The same deep soft soil effect worsened the deadly 2015 Nepal earthquake because Katmandu is also built on a dry lake bed, Jackson said.
While the geology is not quite the same, Los Angeles, Seattle and the San Francisco Bay area have soft soil that can amplify seismic waves, according to US Geological Survey seismologist Oliver Boyd.
New Zealand has been affected by similar issues in past quakes, he said.
Where are the aftershocks?
Scientists have been unable to detect any aftershocks as of Wednesday afternoon, said USGS seismologist Paul Earle. Usually an area can expect an aftershock one magnitude lower, which would be in the 6.1 range, he said - even though Tuesday's quake was a type that is usually accompanied by fewer aftershocks.

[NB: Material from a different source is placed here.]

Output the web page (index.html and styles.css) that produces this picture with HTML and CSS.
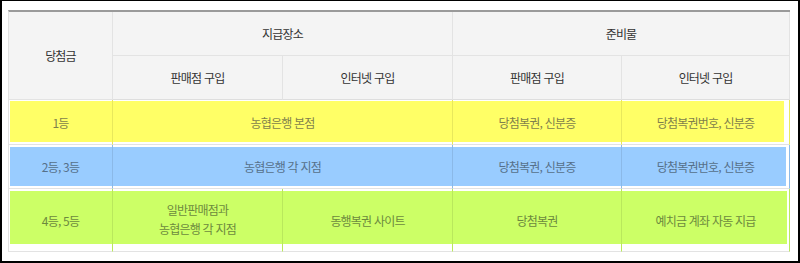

Unlike most earthquakes, it did not happen where two tectonic plates meet. Instead, Tuesday's quake happened in the middle of the Cocos plate, the result of pressure built up as it slips under the North American plate.
This so-called "slab fault" quake usually has fewer aftershocks, like the relative quiet after a 2001 earthquake in Seattle. Tuesday's quake was deeper than normal at 51km below the surface, and deeper quakes are also associated with fewer aftershocks.
Two in 12 days
Tuesday's earthquake was the second in just 12 days in Mexico. The first was a magnitude 8.1 quake that struck southern Mexico and killed at least 90 people.
Geologists say the second quake was not an aftershock because it was too far away - about 650km - from the first. Most aftershocks are within 100km, Earle said.
It was also not a release of stress generated by the far-off quake, Earle said.